To be done: Repeat the listing below word for word, stopping after the line that contains "8.500H482V7H487V8.500H488.500Q489.800 8.500 489.800".

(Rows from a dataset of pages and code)
>> start
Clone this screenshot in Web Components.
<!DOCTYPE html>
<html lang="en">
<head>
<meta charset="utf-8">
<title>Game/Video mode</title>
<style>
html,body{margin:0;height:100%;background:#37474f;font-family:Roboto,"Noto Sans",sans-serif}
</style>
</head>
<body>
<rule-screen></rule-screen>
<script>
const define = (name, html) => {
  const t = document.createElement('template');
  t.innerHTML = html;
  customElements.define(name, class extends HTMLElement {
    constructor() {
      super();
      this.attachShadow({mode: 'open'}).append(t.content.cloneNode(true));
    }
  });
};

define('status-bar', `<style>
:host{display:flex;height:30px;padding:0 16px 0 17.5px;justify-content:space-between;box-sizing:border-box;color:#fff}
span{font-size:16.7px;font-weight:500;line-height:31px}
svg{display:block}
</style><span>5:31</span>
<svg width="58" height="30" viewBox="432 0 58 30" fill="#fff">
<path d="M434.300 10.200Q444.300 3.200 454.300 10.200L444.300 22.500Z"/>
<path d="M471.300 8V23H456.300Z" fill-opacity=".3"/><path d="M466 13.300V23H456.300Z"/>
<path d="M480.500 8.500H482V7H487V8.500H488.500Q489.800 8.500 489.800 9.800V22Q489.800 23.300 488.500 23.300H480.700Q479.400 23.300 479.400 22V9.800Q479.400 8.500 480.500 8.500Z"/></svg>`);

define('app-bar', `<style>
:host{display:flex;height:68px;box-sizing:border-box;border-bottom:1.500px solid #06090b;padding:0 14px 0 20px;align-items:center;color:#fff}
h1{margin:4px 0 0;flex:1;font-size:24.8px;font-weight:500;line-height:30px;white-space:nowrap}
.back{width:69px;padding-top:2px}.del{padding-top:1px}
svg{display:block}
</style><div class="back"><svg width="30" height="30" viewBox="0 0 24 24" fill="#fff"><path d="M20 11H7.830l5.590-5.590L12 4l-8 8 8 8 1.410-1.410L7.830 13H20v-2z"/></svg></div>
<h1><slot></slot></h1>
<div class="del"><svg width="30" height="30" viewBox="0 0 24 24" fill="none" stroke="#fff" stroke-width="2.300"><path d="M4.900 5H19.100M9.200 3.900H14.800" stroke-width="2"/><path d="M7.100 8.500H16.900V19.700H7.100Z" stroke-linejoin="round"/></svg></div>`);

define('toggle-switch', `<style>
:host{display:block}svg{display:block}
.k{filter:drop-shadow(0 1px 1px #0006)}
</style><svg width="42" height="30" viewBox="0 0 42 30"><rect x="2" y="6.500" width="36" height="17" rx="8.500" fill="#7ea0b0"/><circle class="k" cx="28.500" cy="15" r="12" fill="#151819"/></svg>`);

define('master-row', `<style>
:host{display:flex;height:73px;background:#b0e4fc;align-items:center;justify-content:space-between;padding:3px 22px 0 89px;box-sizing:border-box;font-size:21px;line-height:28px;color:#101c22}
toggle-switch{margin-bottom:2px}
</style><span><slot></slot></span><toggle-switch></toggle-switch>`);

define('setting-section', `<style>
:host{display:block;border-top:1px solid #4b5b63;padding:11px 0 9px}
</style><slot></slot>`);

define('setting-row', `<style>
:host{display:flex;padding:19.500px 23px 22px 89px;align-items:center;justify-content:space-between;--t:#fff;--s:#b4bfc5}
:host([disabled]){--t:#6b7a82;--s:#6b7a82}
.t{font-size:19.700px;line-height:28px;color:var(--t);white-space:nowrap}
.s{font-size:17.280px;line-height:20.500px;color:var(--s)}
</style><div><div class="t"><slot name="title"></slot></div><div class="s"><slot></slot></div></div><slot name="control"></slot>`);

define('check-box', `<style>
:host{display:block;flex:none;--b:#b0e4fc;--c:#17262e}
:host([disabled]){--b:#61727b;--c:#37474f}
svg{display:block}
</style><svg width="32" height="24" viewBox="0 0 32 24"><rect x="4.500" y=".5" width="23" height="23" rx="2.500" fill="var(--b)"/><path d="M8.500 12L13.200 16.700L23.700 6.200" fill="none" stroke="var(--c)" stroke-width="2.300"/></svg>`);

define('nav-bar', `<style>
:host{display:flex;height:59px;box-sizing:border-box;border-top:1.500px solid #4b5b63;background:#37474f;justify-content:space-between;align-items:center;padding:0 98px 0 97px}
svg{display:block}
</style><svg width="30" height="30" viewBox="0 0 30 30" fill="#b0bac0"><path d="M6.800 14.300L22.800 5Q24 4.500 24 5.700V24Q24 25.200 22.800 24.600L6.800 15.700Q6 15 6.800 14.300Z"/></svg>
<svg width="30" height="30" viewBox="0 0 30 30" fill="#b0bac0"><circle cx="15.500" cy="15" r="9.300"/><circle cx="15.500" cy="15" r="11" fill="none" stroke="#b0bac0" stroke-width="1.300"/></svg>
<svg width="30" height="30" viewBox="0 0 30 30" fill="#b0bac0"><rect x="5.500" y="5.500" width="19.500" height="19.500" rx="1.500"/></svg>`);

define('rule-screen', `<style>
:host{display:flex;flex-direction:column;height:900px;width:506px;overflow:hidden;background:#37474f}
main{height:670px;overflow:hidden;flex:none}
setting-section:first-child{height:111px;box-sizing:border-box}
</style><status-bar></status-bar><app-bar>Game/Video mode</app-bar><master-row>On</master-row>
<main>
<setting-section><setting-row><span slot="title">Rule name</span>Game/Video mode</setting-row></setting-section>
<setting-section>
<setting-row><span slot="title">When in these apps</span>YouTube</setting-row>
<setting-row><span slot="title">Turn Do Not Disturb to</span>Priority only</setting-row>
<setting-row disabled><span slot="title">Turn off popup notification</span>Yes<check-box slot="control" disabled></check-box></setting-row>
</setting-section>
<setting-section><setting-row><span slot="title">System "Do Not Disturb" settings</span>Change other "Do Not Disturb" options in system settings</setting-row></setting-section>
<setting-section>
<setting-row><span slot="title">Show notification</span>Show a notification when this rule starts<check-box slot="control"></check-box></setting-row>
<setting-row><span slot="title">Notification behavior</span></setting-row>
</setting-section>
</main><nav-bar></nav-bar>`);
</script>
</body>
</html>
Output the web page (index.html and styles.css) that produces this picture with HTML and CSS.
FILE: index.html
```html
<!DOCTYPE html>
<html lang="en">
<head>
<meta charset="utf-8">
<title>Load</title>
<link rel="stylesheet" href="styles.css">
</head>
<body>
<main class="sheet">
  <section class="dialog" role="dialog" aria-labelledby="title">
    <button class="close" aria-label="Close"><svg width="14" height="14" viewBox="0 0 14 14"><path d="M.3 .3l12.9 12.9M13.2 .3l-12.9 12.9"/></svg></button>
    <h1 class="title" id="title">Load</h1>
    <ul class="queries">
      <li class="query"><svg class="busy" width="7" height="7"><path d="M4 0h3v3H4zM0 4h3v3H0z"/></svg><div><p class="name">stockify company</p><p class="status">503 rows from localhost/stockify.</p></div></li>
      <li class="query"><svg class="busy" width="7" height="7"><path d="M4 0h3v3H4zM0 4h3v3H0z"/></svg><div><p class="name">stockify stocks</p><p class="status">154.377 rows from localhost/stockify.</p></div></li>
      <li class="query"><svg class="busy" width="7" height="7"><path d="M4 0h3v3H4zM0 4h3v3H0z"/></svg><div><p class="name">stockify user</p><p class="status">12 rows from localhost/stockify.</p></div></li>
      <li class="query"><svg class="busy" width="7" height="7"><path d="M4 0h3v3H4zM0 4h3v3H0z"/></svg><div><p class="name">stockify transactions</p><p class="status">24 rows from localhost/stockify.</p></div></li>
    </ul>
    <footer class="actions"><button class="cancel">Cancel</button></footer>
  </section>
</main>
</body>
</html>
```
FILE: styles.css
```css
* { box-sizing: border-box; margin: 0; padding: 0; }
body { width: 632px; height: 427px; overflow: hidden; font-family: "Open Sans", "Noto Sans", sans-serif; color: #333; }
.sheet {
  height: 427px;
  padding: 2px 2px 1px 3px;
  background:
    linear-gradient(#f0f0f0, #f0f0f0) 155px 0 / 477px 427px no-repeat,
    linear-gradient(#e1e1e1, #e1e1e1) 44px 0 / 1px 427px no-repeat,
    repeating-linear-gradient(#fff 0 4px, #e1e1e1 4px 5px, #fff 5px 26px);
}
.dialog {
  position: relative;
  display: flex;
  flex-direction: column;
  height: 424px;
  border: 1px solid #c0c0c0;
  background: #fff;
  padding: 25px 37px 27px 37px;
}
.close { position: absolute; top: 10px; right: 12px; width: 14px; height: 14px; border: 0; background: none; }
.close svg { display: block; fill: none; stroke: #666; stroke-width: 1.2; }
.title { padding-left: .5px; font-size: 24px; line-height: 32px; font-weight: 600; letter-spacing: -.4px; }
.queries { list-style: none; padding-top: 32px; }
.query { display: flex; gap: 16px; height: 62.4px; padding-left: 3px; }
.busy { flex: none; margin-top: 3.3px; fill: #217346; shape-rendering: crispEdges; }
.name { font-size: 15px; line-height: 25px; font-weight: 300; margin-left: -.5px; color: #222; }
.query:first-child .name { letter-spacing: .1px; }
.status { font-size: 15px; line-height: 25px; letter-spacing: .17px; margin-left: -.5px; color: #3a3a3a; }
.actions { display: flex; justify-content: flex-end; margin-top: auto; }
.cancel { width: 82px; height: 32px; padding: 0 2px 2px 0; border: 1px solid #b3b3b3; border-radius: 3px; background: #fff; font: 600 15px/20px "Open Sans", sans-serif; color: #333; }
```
>> end
Result of the exercise:
Clone this screenshot in Web Components.
<!DOCTYPE html>
<html lang="en">
<head>
<meta charset="utf-8">
<title>Game/Video mode</title>
<style>
html,body{margin:0;height:100%;background:#37474f;font-family:Roboto,"Noto Sans",sans-serif}
</style>
</head>
<body>
<rule-screen></rule-screen>
<script>
const define = (name, html) => {
  const t = document.createElement('template');
  t.innerHTML = html;
  customElements.define(name, class extends HTMLElement {
    constructor() {
      super();
      this.attachShadow({mode: 'open'}).append(t.content.cloneNode(true));
    }
  });
};

define('status-bar', `<style>
:host{display:flex;height:30px;padding:0 16px 0 17.5px;justify-content:space-between;box-sizing:border-box;color:#fff}
span{font-size:16.7px;font-weight:500;line-height:31px}
svg{display:block}
</style><span>5:31</span>
<svg width="58" height="30" viewBox="432 0 58 30" fill="#fff">
<path d="M434.300 10.200Q444.300 3.200 454.300 10.200L444.300 22.500Z"/>
<path d="M471.300 8V23H456.300Z" fill-opacity=".3"/><path d="M466 13.300V23H456.300Z"/>
<path d="M480.500 8.500H482V7H487V8.500H488.500Q489.800 8.500 489.800 9.800V22Q489.800 23.300 488.500 23.300H480.700Q479.400 23.300 479.400 22V9.800Q479.400 8.500 480.500 8.500Z"/></svg>`);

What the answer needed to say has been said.